ECLI:NL:RBSGR:2000:AA7349
Rechtbank 's-Gravenhage
- Eerste aanleg - enkelvoudig
- Rechtspraak.nl
Toegangsweigering en vrijheidsbeneming van vreemdeling A
In deze zaak gaat het om de vreemdeling A, geboren in 1959 en van Pakistaanse nationaliteit, die op 22 maart 2000 de toegang tot Nederland is geweigerd. De vreemdeling is niet in persoon verschenen tijdens de zitting op 15 mei 2000, maar werd bijgestaan door zijn advocaat, mr. drs P.I. van Herwaarden. De verweerder, de Staatssecretaris van Justitie, was vertegenwoordigd door mr. H.C. Faber. De rechtbank heeft te oordelen over de rechtmatigheid van de toegangsweigering en de daaropvolgende vrijheidsbeneming van de vreemdeling.
De rechtbank heeft vastgesteld dat de vreemdeling op 24 maart 2000 bezwaar heeft gemaakt tegen de toegangsweigering en een verzoek om voorlopige voorziening heeft ingediend. De rechtbank wijst op de relevante artikelen van de Vreemdelingenwet, met name artikel 34a en 34j, die betrekking hebben op vrijheidsbeperkingen en de mogelijkheid van schadevergoeding. De rechtbank benadrukt dat de toetsing van de vrijheidsontneming niet beperkt is tot het moment van opleggen, maar moet plaatsvinden op het moment van de rechterlijke beoordeling.

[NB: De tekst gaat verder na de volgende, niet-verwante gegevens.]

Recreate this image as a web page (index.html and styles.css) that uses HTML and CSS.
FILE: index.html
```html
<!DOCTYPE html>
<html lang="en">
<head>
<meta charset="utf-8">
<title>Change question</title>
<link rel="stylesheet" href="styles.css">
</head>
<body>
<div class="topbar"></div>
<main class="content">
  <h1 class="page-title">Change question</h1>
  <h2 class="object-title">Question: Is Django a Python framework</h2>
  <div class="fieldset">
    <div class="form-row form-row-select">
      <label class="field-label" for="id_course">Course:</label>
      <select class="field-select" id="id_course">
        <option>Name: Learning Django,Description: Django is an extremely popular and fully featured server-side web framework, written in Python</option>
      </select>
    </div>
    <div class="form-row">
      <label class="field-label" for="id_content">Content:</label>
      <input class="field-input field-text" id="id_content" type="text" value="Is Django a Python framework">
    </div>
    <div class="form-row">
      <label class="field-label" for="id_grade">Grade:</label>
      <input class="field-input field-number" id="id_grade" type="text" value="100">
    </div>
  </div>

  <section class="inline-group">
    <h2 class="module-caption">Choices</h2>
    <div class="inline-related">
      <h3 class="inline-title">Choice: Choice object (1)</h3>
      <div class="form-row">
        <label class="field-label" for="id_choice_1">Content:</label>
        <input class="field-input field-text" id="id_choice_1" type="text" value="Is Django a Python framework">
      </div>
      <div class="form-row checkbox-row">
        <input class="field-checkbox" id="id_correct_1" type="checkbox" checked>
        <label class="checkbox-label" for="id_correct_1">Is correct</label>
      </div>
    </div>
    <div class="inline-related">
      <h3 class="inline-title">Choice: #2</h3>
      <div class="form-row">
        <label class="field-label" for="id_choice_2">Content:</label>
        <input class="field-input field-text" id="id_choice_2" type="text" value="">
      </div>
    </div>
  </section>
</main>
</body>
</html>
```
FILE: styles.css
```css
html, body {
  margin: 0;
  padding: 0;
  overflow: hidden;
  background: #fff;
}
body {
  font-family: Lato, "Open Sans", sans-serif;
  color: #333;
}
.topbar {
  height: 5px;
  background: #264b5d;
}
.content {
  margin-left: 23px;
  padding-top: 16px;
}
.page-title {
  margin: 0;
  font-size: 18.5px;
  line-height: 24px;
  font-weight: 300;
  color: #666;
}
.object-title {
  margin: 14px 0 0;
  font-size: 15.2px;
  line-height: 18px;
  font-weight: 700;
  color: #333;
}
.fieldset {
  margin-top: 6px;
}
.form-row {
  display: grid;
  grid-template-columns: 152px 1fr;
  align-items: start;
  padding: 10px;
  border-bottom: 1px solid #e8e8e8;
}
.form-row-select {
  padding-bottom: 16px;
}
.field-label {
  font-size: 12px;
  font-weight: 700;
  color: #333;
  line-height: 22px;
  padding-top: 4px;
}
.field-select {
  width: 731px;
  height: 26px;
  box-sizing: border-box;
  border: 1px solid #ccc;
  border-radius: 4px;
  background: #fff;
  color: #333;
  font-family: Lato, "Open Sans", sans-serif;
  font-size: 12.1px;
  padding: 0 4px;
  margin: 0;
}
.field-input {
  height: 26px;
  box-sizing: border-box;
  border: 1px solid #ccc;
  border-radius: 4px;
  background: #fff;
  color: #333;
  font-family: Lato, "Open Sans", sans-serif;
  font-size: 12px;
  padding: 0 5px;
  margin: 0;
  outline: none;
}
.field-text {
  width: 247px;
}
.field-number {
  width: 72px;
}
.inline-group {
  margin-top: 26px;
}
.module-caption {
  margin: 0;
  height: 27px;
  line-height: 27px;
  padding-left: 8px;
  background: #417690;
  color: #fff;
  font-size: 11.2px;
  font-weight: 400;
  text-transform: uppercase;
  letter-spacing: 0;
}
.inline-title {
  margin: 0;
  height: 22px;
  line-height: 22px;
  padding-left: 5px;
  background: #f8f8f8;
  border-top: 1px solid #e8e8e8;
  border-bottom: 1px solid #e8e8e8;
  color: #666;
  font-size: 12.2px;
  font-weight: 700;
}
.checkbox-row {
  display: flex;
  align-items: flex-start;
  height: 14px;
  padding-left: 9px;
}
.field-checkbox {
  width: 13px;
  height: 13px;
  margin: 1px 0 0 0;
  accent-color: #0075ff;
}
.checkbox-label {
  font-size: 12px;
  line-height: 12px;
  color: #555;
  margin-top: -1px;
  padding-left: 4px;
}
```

De rechtbank concludeert dat het verzoek om schadevergoeding niet-ontvankelijk is, omdat dit verzoek niet gepaard gaat met een beroep tegen de onderliggende maatregel. De rechtbank verklaart het beroep van de vreemdeling niet-ontvankelijk, evenals het verzoek om schadevergoeding. De uitspraak is gedaan door mr. W.J.A.M. van Brussel en openbaar uitgesproken op 22 mei 2000.